Maruti feels bad that his father isn't proud of him, and prays to God to make him the 'bravest kid in the world'.

God answers his prayers and leads Maruti into a series of jungle adventures. His experiences and new friends lead him to metamorphose from a 'Bhola-Bhala Bajrangi' to... HANUMAN DA' DAMDAAR!!

==Music==
The music for film is composed by Sneha Khanwalkar and lyrics are penned by Abhishek Dubey. The background score is given by Shruti Kumar-Jessica Weiss and Bapi-Tutul.

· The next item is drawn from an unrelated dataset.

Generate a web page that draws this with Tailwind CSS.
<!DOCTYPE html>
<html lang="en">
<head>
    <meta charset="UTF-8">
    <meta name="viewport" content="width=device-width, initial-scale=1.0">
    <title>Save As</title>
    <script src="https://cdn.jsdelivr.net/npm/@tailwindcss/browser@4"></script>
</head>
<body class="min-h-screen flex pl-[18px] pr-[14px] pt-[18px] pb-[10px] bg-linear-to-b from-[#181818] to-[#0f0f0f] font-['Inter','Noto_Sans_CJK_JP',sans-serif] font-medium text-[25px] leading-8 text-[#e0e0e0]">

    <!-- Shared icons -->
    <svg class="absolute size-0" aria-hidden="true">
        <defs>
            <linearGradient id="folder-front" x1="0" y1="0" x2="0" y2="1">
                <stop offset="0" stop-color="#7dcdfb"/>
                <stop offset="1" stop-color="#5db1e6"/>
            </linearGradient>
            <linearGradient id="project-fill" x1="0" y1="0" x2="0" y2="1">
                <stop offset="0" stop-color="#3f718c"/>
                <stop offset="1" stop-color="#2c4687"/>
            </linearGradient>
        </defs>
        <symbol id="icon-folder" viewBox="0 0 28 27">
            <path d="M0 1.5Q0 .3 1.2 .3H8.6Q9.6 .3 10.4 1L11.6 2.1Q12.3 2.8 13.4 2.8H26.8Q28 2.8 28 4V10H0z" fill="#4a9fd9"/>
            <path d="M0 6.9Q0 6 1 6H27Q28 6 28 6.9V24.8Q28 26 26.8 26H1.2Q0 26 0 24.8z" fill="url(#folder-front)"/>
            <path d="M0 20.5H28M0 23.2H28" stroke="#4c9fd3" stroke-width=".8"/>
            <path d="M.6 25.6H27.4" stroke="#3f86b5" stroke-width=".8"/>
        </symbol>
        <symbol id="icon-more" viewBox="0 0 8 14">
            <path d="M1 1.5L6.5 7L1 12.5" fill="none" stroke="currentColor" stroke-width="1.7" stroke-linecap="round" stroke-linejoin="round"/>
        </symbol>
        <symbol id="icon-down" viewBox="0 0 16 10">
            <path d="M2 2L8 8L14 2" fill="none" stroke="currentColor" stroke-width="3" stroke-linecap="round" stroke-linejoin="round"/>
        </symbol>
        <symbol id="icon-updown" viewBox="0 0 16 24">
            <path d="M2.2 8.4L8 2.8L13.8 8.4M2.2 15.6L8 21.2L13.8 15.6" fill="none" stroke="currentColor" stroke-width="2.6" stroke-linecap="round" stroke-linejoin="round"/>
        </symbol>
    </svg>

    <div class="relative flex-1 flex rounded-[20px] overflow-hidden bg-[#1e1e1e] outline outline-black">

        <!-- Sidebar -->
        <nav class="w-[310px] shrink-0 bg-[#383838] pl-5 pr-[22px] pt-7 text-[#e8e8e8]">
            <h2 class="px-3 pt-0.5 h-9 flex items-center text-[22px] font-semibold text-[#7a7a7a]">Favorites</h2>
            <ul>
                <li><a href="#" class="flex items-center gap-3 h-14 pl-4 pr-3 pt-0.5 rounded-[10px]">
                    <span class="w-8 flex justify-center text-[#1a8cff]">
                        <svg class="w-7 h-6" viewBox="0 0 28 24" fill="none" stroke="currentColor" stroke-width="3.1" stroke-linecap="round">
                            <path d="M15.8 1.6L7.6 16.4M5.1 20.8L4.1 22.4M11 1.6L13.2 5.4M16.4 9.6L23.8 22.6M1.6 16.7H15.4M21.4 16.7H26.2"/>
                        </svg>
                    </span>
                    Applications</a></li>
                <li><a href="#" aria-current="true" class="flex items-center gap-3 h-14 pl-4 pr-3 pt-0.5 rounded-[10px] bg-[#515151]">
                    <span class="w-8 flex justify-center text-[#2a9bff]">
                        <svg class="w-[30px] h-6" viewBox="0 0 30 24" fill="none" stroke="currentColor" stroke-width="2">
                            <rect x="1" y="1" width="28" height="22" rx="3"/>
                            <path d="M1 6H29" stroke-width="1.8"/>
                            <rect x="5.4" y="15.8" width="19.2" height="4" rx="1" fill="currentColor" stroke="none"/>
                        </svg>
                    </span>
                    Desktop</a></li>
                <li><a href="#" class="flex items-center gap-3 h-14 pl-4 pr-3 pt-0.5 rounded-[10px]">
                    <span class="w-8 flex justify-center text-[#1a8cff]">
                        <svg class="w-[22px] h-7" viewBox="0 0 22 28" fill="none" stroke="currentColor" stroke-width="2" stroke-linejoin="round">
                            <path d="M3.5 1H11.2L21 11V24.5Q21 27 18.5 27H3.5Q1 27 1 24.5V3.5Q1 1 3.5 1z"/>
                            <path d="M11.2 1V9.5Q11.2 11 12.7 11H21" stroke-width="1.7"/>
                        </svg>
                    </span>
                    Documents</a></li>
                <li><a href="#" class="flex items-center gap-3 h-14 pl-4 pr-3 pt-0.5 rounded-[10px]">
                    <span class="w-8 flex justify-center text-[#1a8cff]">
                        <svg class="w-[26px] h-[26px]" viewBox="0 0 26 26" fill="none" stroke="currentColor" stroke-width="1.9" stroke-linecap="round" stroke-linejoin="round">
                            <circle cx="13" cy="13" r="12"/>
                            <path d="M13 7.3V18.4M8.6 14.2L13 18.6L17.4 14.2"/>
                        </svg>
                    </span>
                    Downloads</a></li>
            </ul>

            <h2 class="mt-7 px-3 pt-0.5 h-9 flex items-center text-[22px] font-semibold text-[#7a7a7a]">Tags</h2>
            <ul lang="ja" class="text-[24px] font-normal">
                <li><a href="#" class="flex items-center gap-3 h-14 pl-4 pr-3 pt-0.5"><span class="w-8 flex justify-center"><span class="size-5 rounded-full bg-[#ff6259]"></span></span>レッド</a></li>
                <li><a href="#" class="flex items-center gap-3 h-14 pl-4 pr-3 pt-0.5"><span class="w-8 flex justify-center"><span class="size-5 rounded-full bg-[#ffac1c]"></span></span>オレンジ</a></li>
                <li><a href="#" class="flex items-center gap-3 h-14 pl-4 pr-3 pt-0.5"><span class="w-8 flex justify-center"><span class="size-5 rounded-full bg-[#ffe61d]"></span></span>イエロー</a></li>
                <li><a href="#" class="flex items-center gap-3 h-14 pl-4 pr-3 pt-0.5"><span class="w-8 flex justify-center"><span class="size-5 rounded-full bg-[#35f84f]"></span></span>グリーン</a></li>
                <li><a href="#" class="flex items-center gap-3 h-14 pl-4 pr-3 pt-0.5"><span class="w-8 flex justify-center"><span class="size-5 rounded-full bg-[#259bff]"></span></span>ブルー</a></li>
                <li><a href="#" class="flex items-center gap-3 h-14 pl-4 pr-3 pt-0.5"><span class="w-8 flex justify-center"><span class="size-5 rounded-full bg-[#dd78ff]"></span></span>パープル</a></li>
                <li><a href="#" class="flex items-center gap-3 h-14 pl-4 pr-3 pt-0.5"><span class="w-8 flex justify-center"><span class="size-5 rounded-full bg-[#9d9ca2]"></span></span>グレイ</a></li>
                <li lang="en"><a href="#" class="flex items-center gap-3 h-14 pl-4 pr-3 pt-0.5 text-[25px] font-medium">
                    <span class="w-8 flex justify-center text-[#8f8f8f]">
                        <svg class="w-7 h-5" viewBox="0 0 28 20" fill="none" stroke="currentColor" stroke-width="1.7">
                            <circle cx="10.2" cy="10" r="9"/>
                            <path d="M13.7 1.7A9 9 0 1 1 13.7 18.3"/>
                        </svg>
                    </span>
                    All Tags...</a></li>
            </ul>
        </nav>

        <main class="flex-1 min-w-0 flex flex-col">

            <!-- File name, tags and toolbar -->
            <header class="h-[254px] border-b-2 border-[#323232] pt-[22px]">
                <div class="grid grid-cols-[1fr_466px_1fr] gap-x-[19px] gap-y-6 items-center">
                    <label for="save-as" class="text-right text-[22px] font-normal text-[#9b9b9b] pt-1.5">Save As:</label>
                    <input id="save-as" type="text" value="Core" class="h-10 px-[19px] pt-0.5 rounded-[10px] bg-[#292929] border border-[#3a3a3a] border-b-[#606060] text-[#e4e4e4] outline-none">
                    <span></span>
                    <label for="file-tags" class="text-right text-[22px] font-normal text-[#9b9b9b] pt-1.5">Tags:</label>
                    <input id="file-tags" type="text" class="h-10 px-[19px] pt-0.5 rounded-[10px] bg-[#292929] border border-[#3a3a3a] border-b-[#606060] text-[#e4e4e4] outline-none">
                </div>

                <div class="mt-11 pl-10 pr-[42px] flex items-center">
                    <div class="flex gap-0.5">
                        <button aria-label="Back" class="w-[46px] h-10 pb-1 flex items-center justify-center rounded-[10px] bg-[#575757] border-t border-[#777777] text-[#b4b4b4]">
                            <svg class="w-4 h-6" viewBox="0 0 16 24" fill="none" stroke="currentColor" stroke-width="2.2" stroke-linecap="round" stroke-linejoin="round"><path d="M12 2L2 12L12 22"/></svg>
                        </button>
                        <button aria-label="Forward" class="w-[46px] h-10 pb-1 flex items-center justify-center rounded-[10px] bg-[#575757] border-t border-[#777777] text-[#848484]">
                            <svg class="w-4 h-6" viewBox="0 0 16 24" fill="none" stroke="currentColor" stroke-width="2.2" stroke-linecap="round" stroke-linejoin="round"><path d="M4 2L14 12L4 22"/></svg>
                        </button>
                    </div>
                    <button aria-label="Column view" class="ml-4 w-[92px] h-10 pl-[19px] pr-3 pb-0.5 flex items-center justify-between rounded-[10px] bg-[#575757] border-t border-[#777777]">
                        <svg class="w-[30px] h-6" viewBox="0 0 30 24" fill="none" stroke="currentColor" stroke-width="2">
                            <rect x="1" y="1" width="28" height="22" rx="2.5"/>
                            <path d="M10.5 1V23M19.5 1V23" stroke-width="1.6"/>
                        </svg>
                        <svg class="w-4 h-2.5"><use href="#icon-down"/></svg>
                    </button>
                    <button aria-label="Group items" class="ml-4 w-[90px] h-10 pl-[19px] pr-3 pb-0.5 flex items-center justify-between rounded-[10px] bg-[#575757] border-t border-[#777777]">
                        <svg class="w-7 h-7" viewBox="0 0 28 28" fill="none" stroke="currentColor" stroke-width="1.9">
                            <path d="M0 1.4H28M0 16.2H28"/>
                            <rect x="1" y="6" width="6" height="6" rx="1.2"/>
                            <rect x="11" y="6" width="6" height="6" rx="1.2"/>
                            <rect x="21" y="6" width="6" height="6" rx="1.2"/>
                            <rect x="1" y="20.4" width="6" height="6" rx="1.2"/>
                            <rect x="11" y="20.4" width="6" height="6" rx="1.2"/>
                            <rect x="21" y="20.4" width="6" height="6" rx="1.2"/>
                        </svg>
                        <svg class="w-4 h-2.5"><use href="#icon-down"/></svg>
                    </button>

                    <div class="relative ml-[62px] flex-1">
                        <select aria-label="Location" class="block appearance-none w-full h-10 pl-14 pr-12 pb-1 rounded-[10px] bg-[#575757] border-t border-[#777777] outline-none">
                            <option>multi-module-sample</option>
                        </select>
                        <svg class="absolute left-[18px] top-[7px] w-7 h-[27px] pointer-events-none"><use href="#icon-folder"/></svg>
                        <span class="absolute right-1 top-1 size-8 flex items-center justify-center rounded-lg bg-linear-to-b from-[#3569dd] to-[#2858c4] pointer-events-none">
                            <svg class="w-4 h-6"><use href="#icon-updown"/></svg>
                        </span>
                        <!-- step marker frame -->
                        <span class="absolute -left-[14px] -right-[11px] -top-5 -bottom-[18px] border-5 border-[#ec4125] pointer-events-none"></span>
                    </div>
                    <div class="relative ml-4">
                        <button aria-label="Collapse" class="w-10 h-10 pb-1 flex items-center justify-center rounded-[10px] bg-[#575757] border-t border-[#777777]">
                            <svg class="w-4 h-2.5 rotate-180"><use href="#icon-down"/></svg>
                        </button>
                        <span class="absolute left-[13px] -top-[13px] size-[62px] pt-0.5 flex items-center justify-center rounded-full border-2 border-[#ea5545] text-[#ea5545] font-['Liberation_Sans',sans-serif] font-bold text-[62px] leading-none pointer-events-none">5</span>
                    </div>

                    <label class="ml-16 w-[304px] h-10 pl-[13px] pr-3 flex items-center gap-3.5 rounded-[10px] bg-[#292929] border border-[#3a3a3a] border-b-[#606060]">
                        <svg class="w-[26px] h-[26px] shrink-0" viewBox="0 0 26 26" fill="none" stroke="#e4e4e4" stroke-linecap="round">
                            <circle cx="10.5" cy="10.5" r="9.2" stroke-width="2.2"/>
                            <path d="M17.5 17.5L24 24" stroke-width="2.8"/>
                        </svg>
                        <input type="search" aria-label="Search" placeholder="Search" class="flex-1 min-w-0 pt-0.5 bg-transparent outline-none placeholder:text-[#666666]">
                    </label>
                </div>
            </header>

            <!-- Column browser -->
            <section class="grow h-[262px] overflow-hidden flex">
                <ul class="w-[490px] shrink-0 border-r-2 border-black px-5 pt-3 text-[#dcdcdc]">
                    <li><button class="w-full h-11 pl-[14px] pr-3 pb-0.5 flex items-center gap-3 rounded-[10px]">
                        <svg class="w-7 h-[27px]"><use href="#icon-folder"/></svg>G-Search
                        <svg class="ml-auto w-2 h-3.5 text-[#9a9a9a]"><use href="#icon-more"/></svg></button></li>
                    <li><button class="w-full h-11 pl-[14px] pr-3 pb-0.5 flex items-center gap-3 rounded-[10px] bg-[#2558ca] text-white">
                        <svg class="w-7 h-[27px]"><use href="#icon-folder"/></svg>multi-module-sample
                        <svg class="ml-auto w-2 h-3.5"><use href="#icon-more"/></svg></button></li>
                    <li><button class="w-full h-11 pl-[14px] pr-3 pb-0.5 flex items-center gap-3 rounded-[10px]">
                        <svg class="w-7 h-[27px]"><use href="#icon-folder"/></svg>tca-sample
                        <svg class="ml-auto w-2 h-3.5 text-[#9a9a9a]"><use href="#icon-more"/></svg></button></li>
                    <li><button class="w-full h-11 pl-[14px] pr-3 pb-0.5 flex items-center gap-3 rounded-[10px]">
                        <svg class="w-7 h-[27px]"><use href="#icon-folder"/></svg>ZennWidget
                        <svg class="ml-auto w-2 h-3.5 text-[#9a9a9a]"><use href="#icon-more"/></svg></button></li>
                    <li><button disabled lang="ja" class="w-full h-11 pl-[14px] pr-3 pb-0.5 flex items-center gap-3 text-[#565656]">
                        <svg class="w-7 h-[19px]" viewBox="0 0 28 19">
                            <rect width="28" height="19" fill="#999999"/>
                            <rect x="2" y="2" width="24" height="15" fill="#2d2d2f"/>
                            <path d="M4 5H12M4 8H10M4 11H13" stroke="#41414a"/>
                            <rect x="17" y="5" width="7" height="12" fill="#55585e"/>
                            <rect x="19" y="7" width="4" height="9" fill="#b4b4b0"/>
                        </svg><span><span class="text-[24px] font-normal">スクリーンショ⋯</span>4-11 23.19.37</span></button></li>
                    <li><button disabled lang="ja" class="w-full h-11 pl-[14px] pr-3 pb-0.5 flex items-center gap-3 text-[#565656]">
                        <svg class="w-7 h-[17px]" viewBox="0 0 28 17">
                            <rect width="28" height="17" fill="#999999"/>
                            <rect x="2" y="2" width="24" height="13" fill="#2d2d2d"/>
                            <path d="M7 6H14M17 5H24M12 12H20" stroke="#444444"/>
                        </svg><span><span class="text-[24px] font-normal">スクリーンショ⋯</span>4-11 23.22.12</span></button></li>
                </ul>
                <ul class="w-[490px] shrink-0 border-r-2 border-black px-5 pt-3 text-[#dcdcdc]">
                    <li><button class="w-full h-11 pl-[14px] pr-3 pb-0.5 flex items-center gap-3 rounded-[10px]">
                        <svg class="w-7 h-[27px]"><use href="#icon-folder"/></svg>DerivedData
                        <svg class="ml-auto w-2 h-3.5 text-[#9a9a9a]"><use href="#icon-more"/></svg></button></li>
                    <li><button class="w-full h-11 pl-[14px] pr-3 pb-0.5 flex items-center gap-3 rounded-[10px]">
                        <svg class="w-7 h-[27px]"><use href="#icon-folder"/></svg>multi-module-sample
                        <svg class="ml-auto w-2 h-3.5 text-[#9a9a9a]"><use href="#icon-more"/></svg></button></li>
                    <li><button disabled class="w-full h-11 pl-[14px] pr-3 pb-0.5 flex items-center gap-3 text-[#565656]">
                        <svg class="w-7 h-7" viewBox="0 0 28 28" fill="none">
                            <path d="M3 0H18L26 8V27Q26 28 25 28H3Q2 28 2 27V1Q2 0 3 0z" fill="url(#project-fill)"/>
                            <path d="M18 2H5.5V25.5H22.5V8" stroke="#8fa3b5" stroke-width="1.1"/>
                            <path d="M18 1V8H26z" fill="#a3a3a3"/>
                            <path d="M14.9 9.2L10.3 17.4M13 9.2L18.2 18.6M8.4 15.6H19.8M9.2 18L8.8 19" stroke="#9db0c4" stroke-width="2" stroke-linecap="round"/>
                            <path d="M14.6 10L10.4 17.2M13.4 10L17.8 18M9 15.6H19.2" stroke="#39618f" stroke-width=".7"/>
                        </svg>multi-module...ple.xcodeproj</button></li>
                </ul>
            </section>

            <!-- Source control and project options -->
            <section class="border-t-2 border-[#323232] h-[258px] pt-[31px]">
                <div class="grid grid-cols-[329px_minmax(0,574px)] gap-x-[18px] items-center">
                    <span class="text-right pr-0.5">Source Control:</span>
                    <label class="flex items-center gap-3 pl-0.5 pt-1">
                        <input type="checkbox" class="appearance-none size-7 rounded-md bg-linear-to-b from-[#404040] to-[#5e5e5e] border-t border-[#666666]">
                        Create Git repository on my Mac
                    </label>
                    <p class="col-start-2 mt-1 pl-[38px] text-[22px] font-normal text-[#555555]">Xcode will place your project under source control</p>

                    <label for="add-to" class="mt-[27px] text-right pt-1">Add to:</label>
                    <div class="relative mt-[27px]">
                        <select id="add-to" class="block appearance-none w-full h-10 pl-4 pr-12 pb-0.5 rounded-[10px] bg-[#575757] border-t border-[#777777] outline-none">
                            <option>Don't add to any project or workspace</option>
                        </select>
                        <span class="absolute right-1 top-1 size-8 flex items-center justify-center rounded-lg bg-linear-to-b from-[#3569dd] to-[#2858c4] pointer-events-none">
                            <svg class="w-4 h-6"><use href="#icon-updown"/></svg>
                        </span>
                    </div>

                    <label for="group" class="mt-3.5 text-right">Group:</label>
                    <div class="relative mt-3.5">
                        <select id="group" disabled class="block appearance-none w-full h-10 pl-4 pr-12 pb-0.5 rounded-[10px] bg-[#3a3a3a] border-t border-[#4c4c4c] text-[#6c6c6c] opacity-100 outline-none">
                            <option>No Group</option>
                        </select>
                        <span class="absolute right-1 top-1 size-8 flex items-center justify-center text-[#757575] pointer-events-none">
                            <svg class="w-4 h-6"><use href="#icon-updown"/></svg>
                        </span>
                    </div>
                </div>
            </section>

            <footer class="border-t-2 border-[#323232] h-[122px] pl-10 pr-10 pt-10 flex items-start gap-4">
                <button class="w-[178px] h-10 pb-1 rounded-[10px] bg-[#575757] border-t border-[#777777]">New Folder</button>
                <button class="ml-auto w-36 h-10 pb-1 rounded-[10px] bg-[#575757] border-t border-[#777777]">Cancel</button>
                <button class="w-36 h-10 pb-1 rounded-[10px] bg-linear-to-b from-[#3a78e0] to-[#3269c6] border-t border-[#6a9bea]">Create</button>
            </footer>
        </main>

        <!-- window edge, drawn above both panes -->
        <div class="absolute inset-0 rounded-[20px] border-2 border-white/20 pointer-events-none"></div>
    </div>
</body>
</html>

The soundtrack album is released by T-Series. The song "Lakdi Ki Kaathi" is a recreated version of the original song from the 1983 film Masoom which was originally composed by R. D. Burman and written by Gulzar. The music for recreated version is given by Abhishek Arora with additional lyrics by Abhishek Dubey.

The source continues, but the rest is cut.